EXERCISE BRIEF ->
Reproduce the listing below exactly. Pictures do not belong in the copy.

AVAILABLE DATA ->
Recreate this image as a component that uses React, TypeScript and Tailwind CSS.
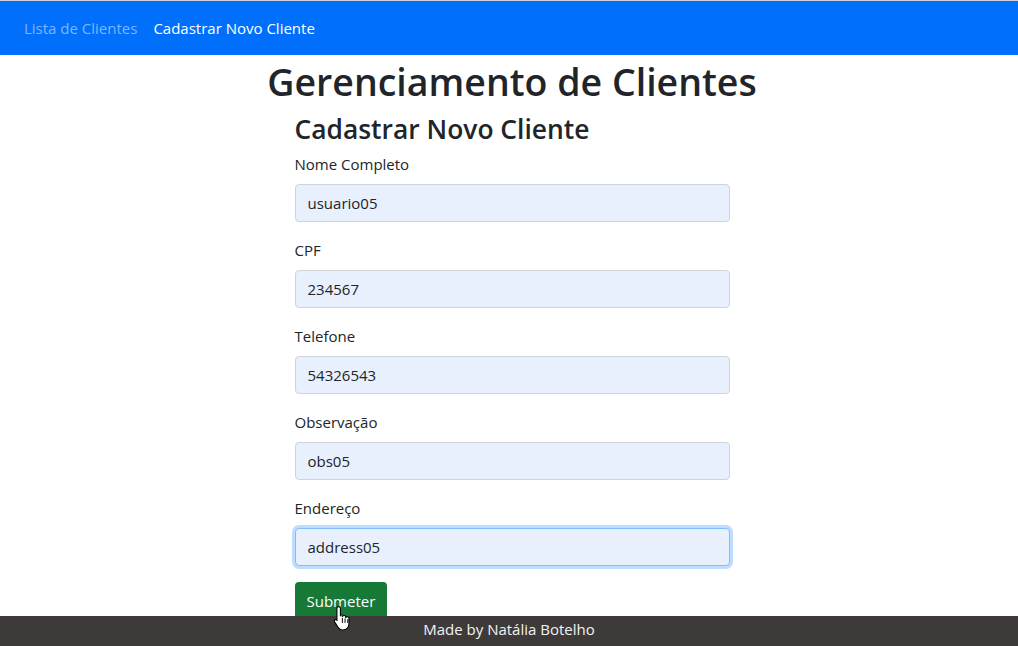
const fields = [
  { label: 'Nome Completo', value: 'usuario05' },
  { label: 'CPF', value: '234567' },
  { label: 'Telefone', value: '54326543' },
  { label: 'Observação', value: 'obs05' },
  { label: 'Endereço', value: 'address05', focused: true }
];

const HandCursor = () => (
  <svg width="20" height="26" viewBox="0 0 18 24" className="absolute left-[333px] top-[605px]">
    <path
      d="M5 1.5c.9 0 1.6.7 1.6 1.6V10l.2-1.2c.9 0 1.6.6 1.6 1.4v.6c.2-.7.9-1.1 1.6-1.1.9 0 1.5.6 1.5 1.4v.7c.2-.6.8-1 1.5-1 .9 0 1.5.7 1.5 1.5v4.6c0 3.6-2.3 6.1-5.6 6.1H8.3c-1.6 0-2.8-.8-3.7-2.1L1.3 15.8c-.5-.8-.3-1.7.4-2.1.7-.4 1.5-.2 2 .5l-.3-.4V3.1C3.4 2.2 4.1 1.5 5 1.5z"
      fill="#ffffff"
      stroke="#000000"
      strokeWidth="1"
      strokeLinejoin="round"
    />
    <path d="M8.4 12v4.5M10.9 12.5v4M13.4 13v3.5" stroke="#000000" strokeWidth="0.9" />
  </svg>
);

const App = () => {
  return (
    <div className="relative flex h-[646px] w-[1018px] flex-col overflow-hidden bg-white font-['Open_Sans',sans-serif] text-[#212529]">
      <nav className="flex h-[55px] shrink-0 items-center gap-4 border-t border-[#cfd4da] bg-[#006ffc] pl-6 text-[15px]">
        <a href="#" className="text-[#7fb5fd]">
          Lista de Clientes
        </a>
        <a href="#" className="text-white">
          Cadastrar Novo Cliente
        </a>
      </nav>

      <main className="flex flex-1 flex-col items-center pl-[6px]">
        <h1 className="mt-[5px] text-[37.5px] font-semibold leading-[43px]">Gerenciamento de Clientes</h1>

        <form className="w-[435px]">
          <h2 className="mt-[10px] text-[26.4px] font-semibold leading-[32px]">Cadastrar Novo Cliente</h2>

          {fields.map((f) => (
            <div key={f.label} className="mt-[8px] mb-[16px] first-of-type:mt-[7px]">
              <label className="block text-[15px] leading-[24px]">{f.label}</label>
              <input
                readOnly
                value={f.value}
                className={
                  f.focused
                    ? 'mt-[8px] block h-[38px] w-full rounded-[4px] border border-[#80bdff] bg-[#e8f0fe] px-3 text-[15px] text-[#212529] shadow-[0_0_0_3px_rgba(0,123,255,0.25)] outline-none'
                    : 'mt-[8px] block h-[38px] w-full rounded-[4px] border border-[#ced4da] bg-[#e8f0fe] px-3 text-[15px] text-[#212529] outline-none'
                }
              />
            </div>
          ))}

          <button type="button" className="h-[38px] rounded-[4px] bg-[#167a36] px-3 text-[15px] text-white">
            Submeter
          </button>
        </form>
      </main>

      <footer className="absolute bottom-0 left-0 flex h-[30px] w-full items-center justify-center bg-[#3e3a39] pb-[3px] text-[15px] text-[#f2f2f2]">
        Made by Natália Botelho
      </footer>

      <HandCursor />
    </div>
  );
};

export default App;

CORRECT OUTPUT ->
Recreate this image as a component that uses React, TypeScript and Tailwind CSS.
const fields = [
  { label: 'Nome Completo', value: 'usuario05' },
  { label: 'CPF', value: '234567' },
  { label: 'Telefone', value: '54326543' },
  { label: 'Observação', value: 'obs05' },
  { label: 'Endereço', value: 'address05', focused: true }
];

const HandCursor = () => (
  <svg width="20" height="26" viewBox="0 0 18 24" className="absolute left-[333px] top-[605px]">
    <path
      d="M5 1.5c.9 0 1.6.7 1.6 1.6V10l.2-1.2c.9 0 1.6.6 1.6 1.4v.6c.2-.7.9-1.1 1.6-1.1.9 0 1.5.6 1.5 1.4v.7c.2-.6.8-1 1.5-1 .9 0 1.5.7 1.5 1.5v4.6c0 3.6-2.3 6.1-5.6 6.1H8.3c-1.6 0-2.8-.8-3.7-2.1L1.3 15.8c-.5-.8-.3-1.7.4-2.1.7-.4 1.5-.2 2 .5l-.3-.4V3.1C3.4 2.2 4.1 1.5 5 1.5z"
      fill="#ffffff"
      stroke="#000000"
      strokeWidth="1"
      strokeLinejoin="round"
    />
    <path d="M8.4 12v4.5M10.9 12.5v4M13.4 13v3.5" stroke="#000000" strokeWidth="0.9" />
  </svg>
);

const App = () => {
  return (
    <div className="relative flex h-[646px] w-[1018px] flex-col overflow-hidden bg-white font-['Open_Sans',sans-serif] text-[#212529]">
      <nav className="flex h-[55px] shrink-0 items-center gap-4 border-t border-[#cfd4da] bg-[#006ffc] pl-6 text-[15px]">
        <a href="#" className="text-[#7fb5fd]">
          Lista de Clientes
        </a>
        <a href="#" className="text-white">
          Cadastrar Novo Cliente
        </a>
      </nav>

      <main className="flex flex-1 flex-col items-center pl-[6px]">
        <h1 className="mt-[5px] text-[37.5px] font-semibold leading-[43px]">Gerenciamento de Clientes</h1>

        <form className="w-[435px]">
          <h2 className="mt-[10px] text-[26.4px] font-semibold leading-[32px]">Cadastrar Novo Cliente</h2>

          {fields.map((f) => (
            <div key={f.label} className="mt-[8px] mb-[16px] first-of-type:mt-[7px]">
              <label className="block text-[15px] leading-[24px]">{f.label}</label>
              <input
                readOnly
                value={f.value}
                className={
                  f.focused
                    ? 'mt-[8px] block h-[38px] w-full rounded-[4px] border border-[#80bdff] bg-[#e8f0fe] px-3 text-[15px] text-[#212529] shadow-[0_0_0_3px_rgba(0,123,255,0.25)] outline-none'
                    : 'mt-[8px] block h-[38px] w-full rounded-[4px] border border-[#ced4da] bg-[#e8f0fe] px-3 text-[15px] text-[#212529] outline-none'
                }
              />
            </div>
          ))}

          <button type="button" className="h-[38px] rounded-[4px] bg-[#167a36] px-3 text-[15px] text-white">
            Submeter
          </button>
        </form>
      </main>

      <footer className="absolute bottom-0 left-0 flex h-[30px] w-full items-center justify-center bg-[#3e3a39] pb-[3px] text-[15px] text-[#f2f2f2]">
        Made by Natália Botelho
      </footer>

      <HandCursor />
    </div>
  );
};

export default App;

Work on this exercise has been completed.